→ **PROVIDED DATA**:
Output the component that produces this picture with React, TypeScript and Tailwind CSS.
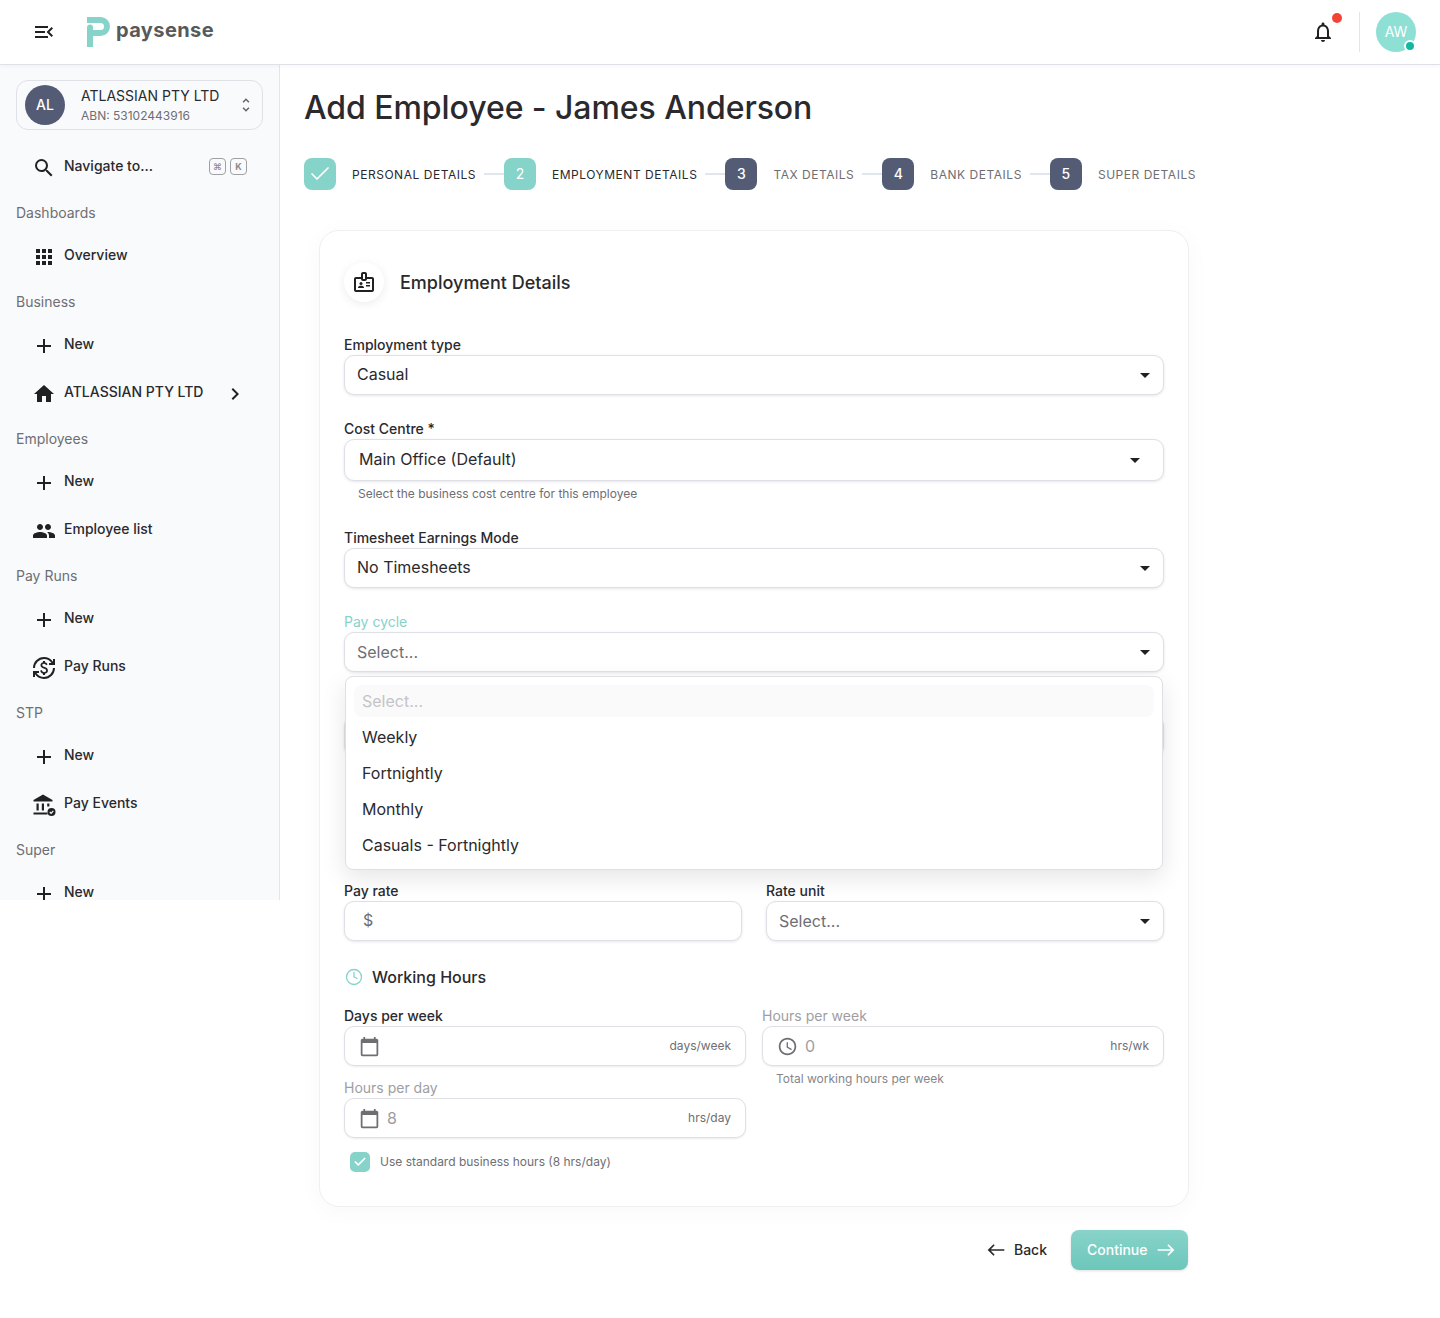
import type { ReactNode } from 'react';
import { Check, Clock } from 'lucide-react';
import {
  MdAdd,
  MdApps,
  MdArrowDropDown,
  MdCalendarToday,
  MdChevronRight,
  MdCurrencyExchange,
  MdEast,
  MdHome,
  MdMenuOpen,
  MdOutlineAccessTime,
  MdOutlineBadge,
  MdOutlineNotifications,
  MdPeople,
  MdSearch,
  MdUnfoldMore,
  MdWest,
} from 'react-icons/md';

const PayEventsIcon = () => (
  <svg viewBox="0 0 24 24" className="w-6 h-6 text-[#212121]" fill="currentColor">
    <path d="M11 1.5 1.5 7v1.5h19V7z" />
    <rect x="4.5" y="10.5" width="2.2" height="7" />
    <rect x="9.8" y="10.5" width="2.2" height="7" />
    <rect x="15.2" y="10.5" width="2.2" height="3" />
    <rect x="1.5" y="19.5" width="14" height="2" />
    <circle cx="19.5" cy="19" r="4" />
    <path d="m17.8 19 1.3 1.3 2.2-2.4" fill="none" stroke="#f9fafc" strokeWidth="1.2" />
  </svg>
);

const Logo = () => (
  <svg viewBox="0 0 24 30" className="w-6 h-[30px]" fill="none" stroke="#86d3c9" strokeWidth="6">
    <path d="M1 3h13.5a6.5 6.5 0 0 1 0 13H7" />
    <path d="M4 10.5v19.5" strokeLinecap="round" />
  </svg>
);

const Label = ({ children }: { children: ReactNode }) => (
  <p className="h-9 mt-[5px] flex items-center pl-4 text-sm text-[#6e6e73]">{children}</p>
);

const NavItem = ({ icon, label, chevron }: { icon: ReactNode; label: string; chevron?: boolean }) => (
  <div className="h-12 flex items-center pl-8 pr-8 text-sm font-medium text-[#2a2a2e]">
    <span className="w-6 h-6 mt-1 mr-2 flex items-center justify-center shrink-0">{icon}</span>
    <span>{label}</span>
    {chevron && <MdChevronRight className="ml-auto mt-1 w-6 h-6 text-[#212121]" />}
  </div>
);

const plus = <MdAdd className="w-7 h-7 text-[#212121]" />;

const Sidebar = () => (
  <aside className="w-[280px] h-[835px] shrink-0 bg-[#f9fafc] border-r border-[#e4e5ea] overflow-hidden pt-[15px]">
    <div className="mx-4 w-[247px] h-[50px] rounded-xl border border-[#dfe1e7] flex items-center pl-2 pr-[7px]">
      <span className="w-10 h-10 rounded-full bg-[#545c75] text-white text-sm font-medium flex items-center justify-center">
        AL
      </span>
      <div className="ml-4 flex-1 pt-0.5">
        <p className="text-sm leading-[18px] text-[#2a2a2e]">ATLASSIAN PTY LTD</p>
        <p className="mt-0.5 text-xs leading-[18px] text-[#6e6e73]">ABN: 53102443916</p>
      </div>
      <MdUnfoldMore className="w-[18px] h-[18px] text-[#616161]" />
    </div>

    <div className="mt-3 h-12 flex items-center pl-8 pr-8 text-sm font-medium text-[#2a2a2e]">
      <MdSearch className="w-6 h-6 mt-1 mr-2 text-[#212121]" />
      <span>Navigate to...</span>
      <span className="ml-auto flex gap-1">
        <kbd className="w-[17px] h-[17px] rounded border border-[#a0a0a4] text-[9px] leading-none text-[#8a8a8e] flex items-center justify-center font-['Inter',sans-serif]">
          ⌘
        </kbd>
        <kbd className="w-[17px] h-[17px] rounded border border-[#a0a0a4] text-[9px] font-bold leading-none text-[#8a8a8e] flex items-center justify-center font-['Inter',sans-serif]">
          K
        </kbd>
      </span>
    </div>

    <Label>Dashboards</Label>
    <NavItem icon={<MdApps className="w-7 h-7 text-[#212121]" />} label="Overview" />
    <Label>Business</Label>
    <NavItem icon={plus} label="New" />
    <NavItem icon={<MdHome className="w-6 h-6 text-[#212121]" />} label="ATLASSIAN PTY LTD" chevron />
    <Label>Employees</Label>
    <NavItem icon={plus} label="New" />
    <NavItem icon={<MdPeople className="w-7 h-7 text-[#212121]" />} label="Employee list" />
    <Label>Pay Runs</Label>
    <NavItem icon={plus} label="New" />
    <NavItem icon={<MdCurrencyExchange className="w-6 h-6 text-[#212121]" />} label="Pay Runs" />
    <Label>STP</Label>
    <NavItem icon={plus} label="New" />
    <NavItem icon={<PayEventsIcon />} label="Pay Events" />
    <Label>Super</Label>
    <NavItem icon={plus} label="New" />
  </aside>
);

const Step = ({ n, label, state, first }: { n: ReactNode; label: string; state: 'done' | 'todo'; first?: boolean }) => (
  <div className="flex items-center">
    {!first && <span className="w-5 h-[2px] ml-2 bg-[#e1e5ec]" />}
    <span
      className={
        state === 'done'
          ? 'w-8 h-8 rounded-lg bg-[#86d3c9] text-white text-sm flex items-center justify-center'
          : 'w-8 h-8 rounded-lg bg-[#545c75] text-white text-sm font-medium flex items-center justify-center'
      }
    >
      {n}
    </span>
    <span
      className={
        state === 'done'
          ? 'ml-4 pt-0.5 text-xs tracking-[0.044em] text-[#2a2a2e]'
          : 'ml-4 pt-0.5 text-xs tracking-[0.044em] text-[#6e6e73]'
      }
    >
      {label}
    </span>
  </div>
);

const FieldLabel = ({ children, muted }: { children: ReactNode; muted?: boolean }) => (
  <p className={`h-5 text-sm leading-5 ${muted ? 'text-[#9e9ea3]' : 'font-medium text-[#2a2a2e]'}`}>{children}</p>
);

const selectBox =
  'rounded-[10px] border border-[#dfe0e6] bg-white shadow-[0_1px_3px_rgba(0,0,0,0.1)] flex items-center text-base';

const SelectField = ({
  value,
  placeholder,
  tall,
}: {
  value: string;
  placeholder?: boolean;
  tall?: boolean;
}) => (
  <div className={`${selectBox} ${tall ? 'h-[42px] pl-[14px] pr-4' : 'h-10 pl-3 pr-[6px]'}`}>
    <span className={placeholder ? 'pb-px text-[#6e6e73]' : 'pb-0.5 text-[#2a2a2e]'}>{value}</span>
    <MdArrowDropDown className="ml-auto w-6 h-6 text-[#212121]" />
  </div>
);

const UnitField = ({ icon, value, unit }: { icon: ReactNode; value?: string; unit: string }) => (
  <div className="h-10 rounded-[10px] border border-[#dfe0e6] bg-white shadow-[0_1px_2px_rgba(0,0,0,0.08)] flex items-center pl-3 pr-[14px]">
    <span className="w-6 h-6 flex items-center justify-center text-[#6e6e73]">{icon}</span>
    {value && <span className="ml-[6px] text-base text-[#9e9ea3]">{value}</span>}
    <span className="ml-auto text-xs text-[#6e6e73]">{unit}</span>
  </div>
);

const PayCycleMenu = () => (
  <div className="absolute z-10 left-px right-px top-[calc(100%+4px)] h-[194px] rounded-lg border border-[#dfe0e6] bg-white shadow-[0_8px_24px_rgba(0,0,0,0.1)] px-2 pt-2 text-base text-[#2a2a2e]">
    <div className="h-[32px] rounded-lg bg-[#fafafb] flex items-center px-2 text-[#c4c4c8]">Select...</div>
    {['Weekly', 'Fortnightly', 'Monthly', 'Casuals - Fortnightly'].map((opt, i) => (
      <div key={opt} className={`h-9 flex items-center px-2 ${i === 0 ? 'mt-[2px]' : ''}`}>
        {opt}
      </div>
    ))}
  </div>
);

const EmploymentCard = () => (
  <div className="ml-[15px] w-[870px] rounded-[20px] border border-[#eeeff2] bg-white shadow-[0_4px_24px_rgba(0,0,0,0.03)] px-6 pt-[31px] pb-[34px]">
    <div className="flex items-center gap-4">
      <span className="w-10 h-10 rounded-full bg-white shadow-[0_2px_10px_rgba(0,0,0,0.08)] flex items-center justify-center">
        <MdOutlineBadge className="w-6 h-6 text-[#212121]" />
      </span>
      <h2 className="mt-px text-lg font-medium text-[#2a2a2e]">Employment Details</h2>
    </div>

    <div className="mt-[33px] flex flex-col gap-6">
      <div>
        <FieldLabel>Employment type</FieldLabel>
        <SelectField value="Casual" />
      </div>
      <div>
        <FieldLabel>Cost Centre *</FieldLabel>
        <SelectField value="Main Office (Default)" tall />
        <p className="h-[23px] pt-1 pl-[14px] text-xs leading-[18px] text-[#6e6e73]">
          Select the business cost centre for this employee
        </p>
      </div>
      <div>
        <FieldLabel>Timesheet Earnings Mode</FieldLabel>
        <SelectField value="No Timesheets" />
      </div>
      <div className="relative">
        <p className="h-5 text-sm leading-5 text-[#86d3c9]">Pay cycle</p>
        <SelectField value="Select..." placeholder />
        <PayCycleMenu />
      </div>
      {/* rows sitting under the open menu */}
      <div>
        <div className="h-5" />
        <div className={`${selectBox} h-10`} />
      </div>
      <div className="h-[77px]" />
      <div className="grid grid-cols-2 gap-6">
        <div>
          <FieldLabel>Pay rate</FieldLabel>
          <div className={`${selectBox} h-10 pl-[18px] pb-0.5 text-[#6e6e73]`}>$</div>
        </div>
        <div>
          <FieldLabel>Rate unit</FieldLabel>
          <SelectField value="Select..." placeholder />
        </div>
      </div>
    </div>

    <div className="mt-6 h-6 flex items-center text-base font-medium text-[#2a2a2e]">
      <Clock className="w-[18px] h-[18px] ml-px mr-[9px] text-[#86d3c9]" strokeWidth={1.75} />
      Working Hours
    </div>

    <div className="mt-[17px] grid grid-cols-2 gap-x-4">
      <div className="flex flex-col gap-3">
        <div>
          <FieldLabel>Days per week</FieldLabel>
          <UnitField icon={<MdCalendarToday className="w-[21px] h-[21px]" />} unit="days/week" />
        </div>
        <div>
          <FieldLabel muted>Hours per day</FieldLabel>
          <UnitField icon={<MdCalendarToday className="w-[21px] h-[21px]" />} value="8" unit="hrs/day" />
        </div>
      </div>
      <div>
        <FieldLabel muted>Hours per week</FieldLabel>
        <UnitField icon={<MdOutlineAccessTime className="w-[21px] h-[21px]" />} value="0" unit="hrs/wk" />
        <p className="pt-1 pl-[14px] text-xs leading-[18px] text-[#86868b]">Total working hours per week</p>
      </div>
    </div>

    <div className="mt-[14px] ml-[6px] flex items-center gap-[10px]">
      <span className="w-5 h-5 rounded-[5px] bg-[#86d3c9] flex items-center justify-center">
        <Check className="w-[14px] h-[14px] text-white" strokeWidth={3} />
      </span>
      <span className="text-xs text-[#6e6e73]">Use standard business hours (8 hrs/day)</span>
    </div>
  </div>
);

export default function App() {
  return (
    <div className="min-h-[1318px] bg-white font-['Inter',sans-serif]">
      <header className="relative z-20 h-[65px] bg-white border-b border-[#dfe1e7] shadow-[0_2px_4px_rgba(0,0,0,0.03)] flex items-center pl-8 pr-6">
        <MdMenuOpen className="w-6 h-6 text-[#212121]" />
        <div className="ml-[30px] flex items-start">
          <Logo />
          <span className="ml-[6px] -mt-px text-xl font-bold tracking-[0.02em] text-[#58595b]">paysense</span>
        </div>
        <div className="ml-auto flex items-center">
          <span className="relative w-6 h-6">
            <MdOutlineNotifications className="w-6 h-6 text-[#212121]" />
            <span className="absolute -top-[7px] left-[21px] w-[10px] h-[10px] rounded-full bg-[#f44336]" />
          </span>
          <span className="ml-6 w-px h-10 bg-[#e4e5ea]" />
          <span className="relative ml-4 w-10 h-10 rounded-full bg-[#8fe0d4] text-white text-sm flex items-center justify-center">
            AW
            <span className="absolute right-0 bottom-0 w-[12px] h-[12px] rounded-full bg-[#14b8a0] border-2 border-white" />
          </span>
        </div>
      </header>

      <div className="flex items-start">
        <Sidebar />
        <main className="flex-1 pl-6 pt-[23px] pb-12">
          <h1 className="text-[32px] leading-10 tracking-[-0.07px] font-medium text-[#2a2a2e]">
            Add Employee - James Anderson
          </h1>

          <div className="mt-[30px] mb-10 flex items-center">
            <Step first n={<Check className="w-6 h-6" strokeWidth={1.75} />} label="PERSONAL DETAILS" state="done" />
            <Step n="2" label="EMPLOYMENT DETAILS" state="done" />
            <Step n="3" label="TAX DETAILS" state="todo" />
            <Step n="4" label="BANK DETAILS" state="todo" />
            <Step n="5" label="SUPER DETAILS" state="todo" />
          </div>

          <EmploymentCard />

          <div className="mt-[23px] w-[884px] flex items-center justify-end gap-6">
            <button className="h-10 flex items-center gap-2 text-sm font-medium text-[#2a2a2e]">
              <MdWest className="w-5 h-5" />
              Back
            </button>
            <button className="h-10 w-[117px] rounded-lg bg-gradient-to-b from-[#88d3ca] to-[#6cc7bb] shadow-[0_1px_3px_rgba(0,0,0,0.12)] flex items-center pl-4 gap-2 text-sm font-medium text-white">
              Continue
              <MdEast className="w-5 h-5" />
            </button>
          </div>
        </main>
      </div>
    </div>
  );
}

→ **WHAT YOU NEED TO DO**: Report how many lines of the listing hold the word "this", with nothing but the number.

→ **TASK RESULT**: 2